━━━━━ Data

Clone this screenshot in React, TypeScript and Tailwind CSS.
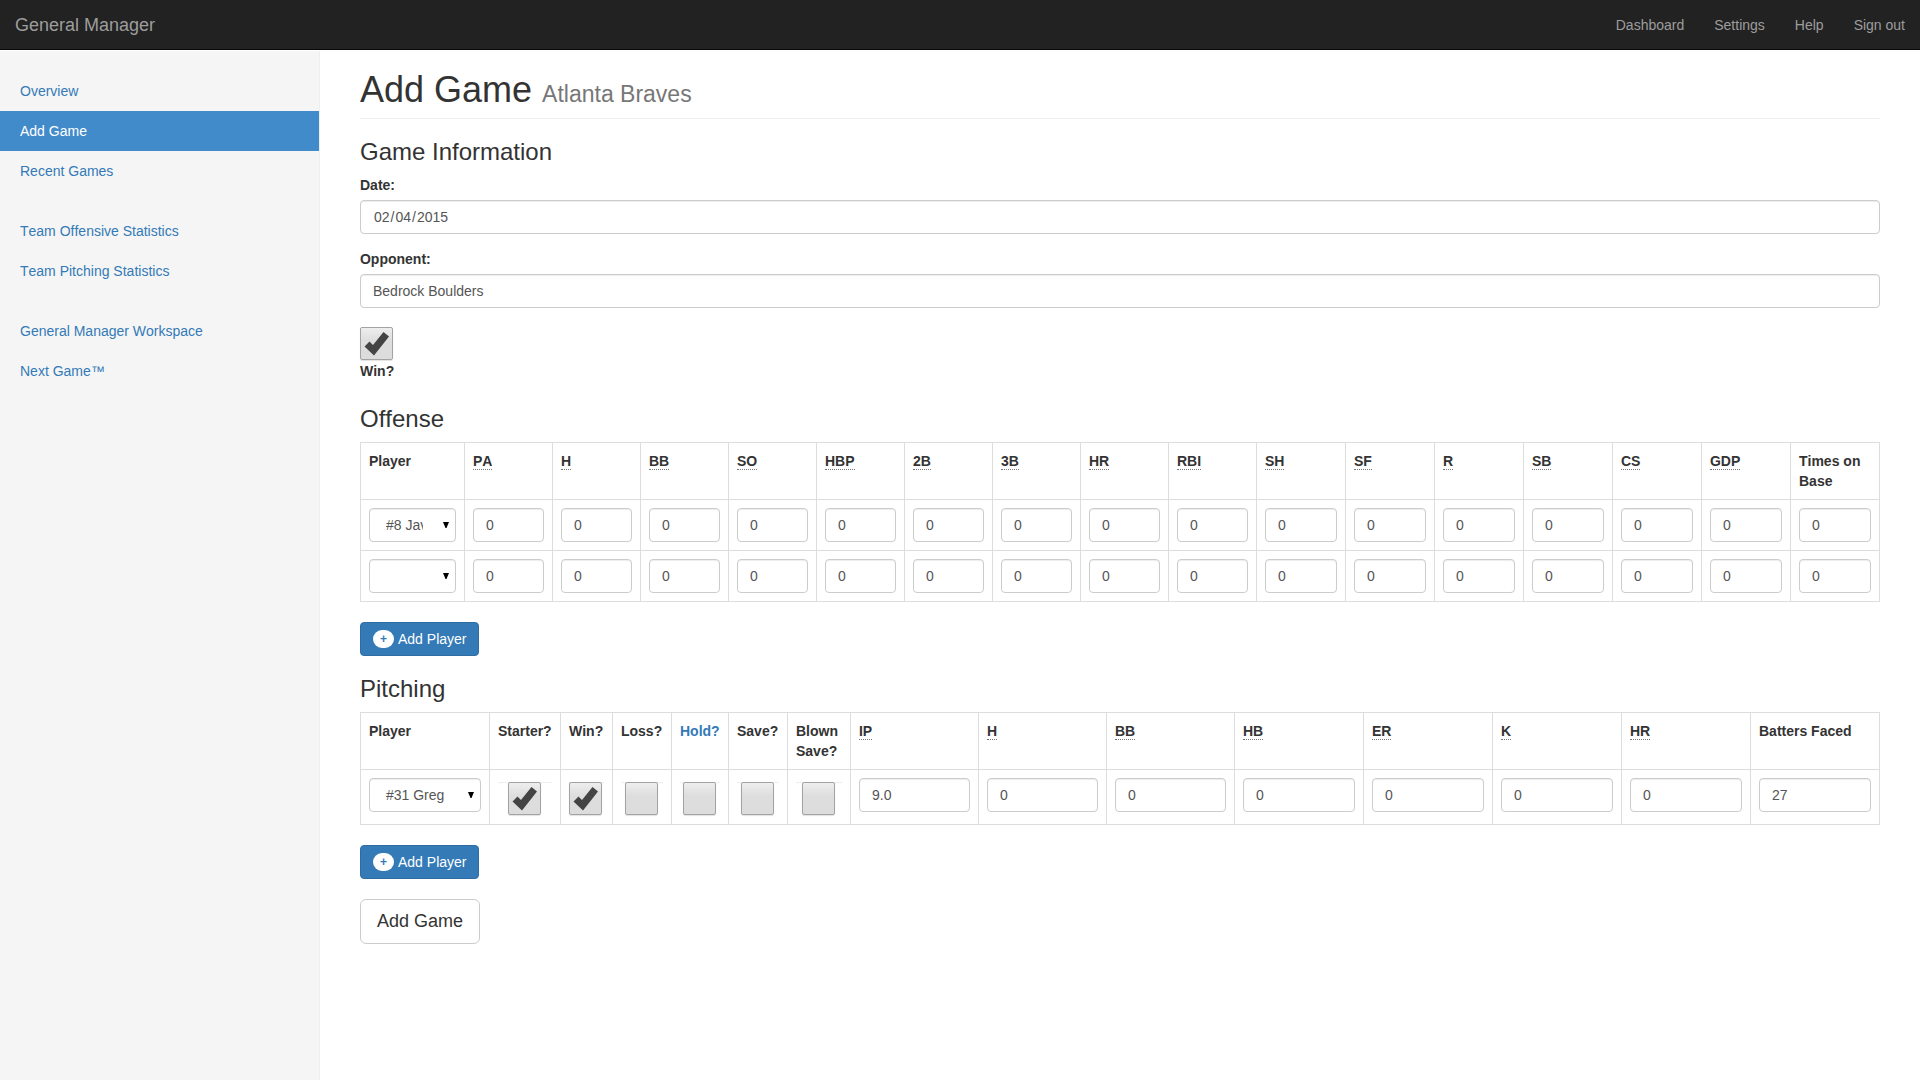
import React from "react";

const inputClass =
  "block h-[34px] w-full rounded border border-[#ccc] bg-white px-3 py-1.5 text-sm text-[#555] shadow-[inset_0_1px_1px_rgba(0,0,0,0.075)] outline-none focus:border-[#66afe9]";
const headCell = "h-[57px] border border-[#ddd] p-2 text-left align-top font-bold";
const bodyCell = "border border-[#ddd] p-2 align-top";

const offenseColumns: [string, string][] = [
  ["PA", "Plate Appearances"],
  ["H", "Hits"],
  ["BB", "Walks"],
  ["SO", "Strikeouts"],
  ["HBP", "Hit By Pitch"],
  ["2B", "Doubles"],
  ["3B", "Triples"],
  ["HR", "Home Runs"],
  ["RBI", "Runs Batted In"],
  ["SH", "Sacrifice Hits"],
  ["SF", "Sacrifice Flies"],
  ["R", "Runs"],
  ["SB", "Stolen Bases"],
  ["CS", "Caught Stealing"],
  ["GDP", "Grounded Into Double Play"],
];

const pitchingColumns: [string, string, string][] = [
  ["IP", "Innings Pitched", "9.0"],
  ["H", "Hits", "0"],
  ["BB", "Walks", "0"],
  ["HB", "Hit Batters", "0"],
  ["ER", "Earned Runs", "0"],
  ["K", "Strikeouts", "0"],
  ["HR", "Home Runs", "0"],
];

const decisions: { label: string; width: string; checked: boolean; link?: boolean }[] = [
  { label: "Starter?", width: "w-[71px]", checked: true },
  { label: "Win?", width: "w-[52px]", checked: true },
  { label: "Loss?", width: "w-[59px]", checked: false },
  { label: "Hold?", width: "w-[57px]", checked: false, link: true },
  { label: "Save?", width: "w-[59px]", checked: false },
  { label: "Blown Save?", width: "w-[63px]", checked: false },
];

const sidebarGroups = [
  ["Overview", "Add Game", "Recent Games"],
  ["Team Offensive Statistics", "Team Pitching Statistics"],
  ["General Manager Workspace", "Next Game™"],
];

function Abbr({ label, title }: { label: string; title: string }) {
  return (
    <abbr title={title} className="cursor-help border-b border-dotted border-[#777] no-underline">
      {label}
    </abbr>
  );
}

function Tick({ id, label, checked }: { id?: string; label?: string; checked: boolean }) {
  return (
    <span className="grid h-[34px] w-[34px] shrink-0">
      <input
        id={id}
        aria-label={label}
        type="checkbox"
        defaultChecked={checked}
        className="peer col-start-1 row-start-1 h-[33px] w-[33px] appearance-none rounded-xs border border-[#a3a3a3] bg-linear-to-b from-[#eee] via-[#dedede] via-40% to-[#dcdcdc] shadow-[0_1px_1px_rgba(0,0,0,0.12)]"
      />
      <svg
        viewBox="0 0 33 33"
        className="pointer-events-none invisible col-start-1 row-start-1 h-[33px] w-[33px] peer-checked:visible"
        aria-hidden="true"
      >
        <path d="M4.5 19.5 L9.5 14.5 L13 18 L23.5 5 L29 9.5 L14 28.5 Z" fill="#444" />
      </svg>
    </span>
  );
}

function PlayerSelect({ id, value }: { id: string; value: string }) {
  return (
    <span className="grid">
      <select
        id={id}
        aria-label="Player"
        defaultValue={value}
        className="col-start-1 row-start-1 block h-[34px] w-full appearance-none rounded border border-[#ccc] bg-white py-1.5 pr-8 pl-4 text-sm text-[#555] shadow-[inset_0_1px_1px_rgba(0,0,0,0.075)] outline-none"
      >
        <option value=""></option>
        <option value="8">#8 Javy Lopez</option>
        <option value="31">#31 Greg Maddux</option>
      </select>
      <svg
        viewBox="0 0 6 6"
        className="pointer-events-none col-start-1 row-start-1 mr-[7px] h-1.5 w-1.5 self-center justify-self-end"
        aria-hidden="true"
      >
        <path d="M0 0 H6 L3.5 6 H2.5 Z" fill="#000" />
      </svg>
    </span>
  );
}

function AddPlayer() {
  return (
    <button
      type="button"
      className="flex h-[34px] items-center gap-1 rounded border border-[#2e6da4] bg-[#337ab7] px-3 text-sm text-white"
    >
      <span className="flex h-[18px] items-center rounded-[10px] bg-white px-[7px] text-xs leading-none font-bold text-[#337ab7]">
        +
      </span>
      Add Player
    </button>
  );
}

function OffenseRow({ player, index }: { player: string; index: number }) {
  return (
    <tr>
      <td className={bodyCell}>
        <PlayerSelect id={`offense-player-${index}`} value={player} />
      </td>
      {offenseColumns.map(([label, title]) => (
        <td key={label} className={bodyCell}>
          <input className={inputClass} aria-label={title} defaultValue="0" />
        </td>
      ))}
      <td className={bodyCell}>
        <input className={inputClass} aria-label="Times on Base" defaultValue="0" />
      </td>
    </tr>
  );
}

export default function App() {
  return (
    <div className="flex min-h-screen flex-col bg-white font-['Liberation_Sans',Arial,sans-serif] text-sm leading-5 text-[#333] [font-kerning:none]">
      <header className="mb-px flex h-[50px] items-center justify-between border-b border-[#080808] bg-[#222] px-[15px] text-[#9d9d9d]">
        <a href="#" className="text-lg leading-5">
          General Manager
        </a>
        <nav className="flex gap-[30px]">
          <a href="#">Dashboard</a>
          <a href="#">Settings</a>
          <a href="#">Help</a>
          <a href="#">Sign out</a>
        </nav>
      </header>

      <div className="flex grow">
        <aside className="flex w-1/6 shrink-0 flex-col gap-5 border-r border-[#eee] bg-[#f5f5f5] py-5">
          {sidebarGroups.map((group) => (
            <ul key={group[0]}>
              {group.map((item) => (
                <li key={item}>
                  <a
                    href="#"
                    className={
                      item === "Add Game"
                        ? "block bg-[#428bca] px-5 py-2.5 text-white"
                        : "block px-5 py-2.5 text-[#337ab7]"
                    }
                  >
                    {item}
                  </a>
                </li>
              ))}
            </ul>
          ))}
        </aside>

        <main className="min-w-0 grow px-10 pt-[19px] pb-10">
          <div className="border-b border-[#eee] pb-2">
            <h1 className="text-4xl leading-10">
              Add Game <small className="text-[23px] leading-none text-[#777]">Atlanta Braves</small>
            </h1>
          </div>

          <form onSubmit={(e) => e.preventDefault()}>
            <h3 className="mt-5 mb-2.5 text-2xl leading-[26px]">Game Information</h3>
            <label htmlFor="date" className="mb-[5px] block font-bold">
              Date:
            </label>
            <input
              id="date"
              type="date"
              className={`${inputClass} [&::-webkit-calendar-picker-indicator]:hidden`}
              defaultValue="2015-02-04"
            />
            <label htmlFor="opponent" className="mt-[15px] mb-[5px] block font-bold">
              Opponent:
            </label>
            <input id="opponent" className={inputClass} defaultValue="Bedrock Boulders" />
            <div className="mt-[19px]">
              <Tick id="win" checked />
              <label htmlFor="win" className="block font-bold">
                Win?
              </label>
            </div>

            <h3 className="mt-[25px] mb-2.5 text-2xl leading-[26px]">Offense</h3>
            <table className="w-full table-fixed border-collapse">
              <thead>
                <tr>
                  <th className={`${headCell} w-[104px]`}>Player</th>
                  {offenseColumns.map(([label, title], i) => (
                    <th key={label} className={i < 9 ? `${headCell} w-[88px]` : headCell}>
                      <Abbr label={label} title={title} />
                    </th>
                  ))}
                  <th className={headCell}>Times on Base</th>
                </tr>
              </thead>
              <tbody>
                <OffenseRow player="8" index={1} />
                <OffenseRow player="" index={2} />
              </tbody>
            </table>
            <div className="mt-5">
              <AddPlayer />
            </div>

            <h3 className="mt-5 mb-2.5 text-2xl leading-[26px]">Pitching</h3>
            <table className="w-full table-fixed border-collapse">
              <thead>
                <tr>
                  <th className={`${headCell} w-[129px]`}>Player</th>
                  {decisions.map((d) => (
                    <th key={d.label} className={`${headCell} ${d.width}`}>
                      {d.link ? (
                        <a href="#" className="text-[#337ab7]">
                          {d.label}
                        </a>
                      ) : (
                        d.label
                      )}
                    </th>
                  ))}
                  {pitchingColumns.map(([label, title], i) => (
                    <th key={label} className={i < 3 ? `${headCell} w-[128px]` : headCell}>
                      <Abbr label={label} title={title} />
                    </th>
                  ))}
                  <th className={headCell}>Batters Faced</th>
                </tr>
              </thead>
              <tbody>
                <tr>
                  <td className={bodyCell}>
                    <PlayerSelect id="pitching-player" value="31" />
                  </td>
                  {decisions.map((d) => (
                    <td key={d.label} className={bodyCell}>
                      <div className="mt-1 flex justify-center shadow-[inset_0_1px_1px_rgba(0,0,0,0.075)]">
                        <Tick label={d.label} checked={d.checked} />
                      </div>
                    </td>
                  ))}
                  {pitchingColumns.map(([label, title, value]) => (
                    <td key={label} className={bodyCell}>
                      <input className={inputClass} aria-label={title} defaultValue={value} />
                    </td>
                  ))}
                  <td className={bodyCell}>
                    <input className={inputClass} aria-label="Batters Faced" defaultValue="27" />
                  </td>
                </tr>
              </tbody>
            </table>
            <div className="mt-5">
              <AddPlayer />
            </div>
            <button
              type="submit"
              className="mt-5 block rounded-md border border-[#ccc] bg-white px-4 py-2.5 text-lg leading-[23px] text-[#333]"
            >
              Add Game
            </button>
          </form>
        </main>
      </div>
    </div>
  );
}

━━━━━━━━━━

= Work instructions =
Please take the lines from the beginning of the data above through the line holding "import React from" and transcribe them exactly, without any pictures.

= Solution =
Clone this screenshot in React, TypeScript and Tailwind CSS.
import React from "react";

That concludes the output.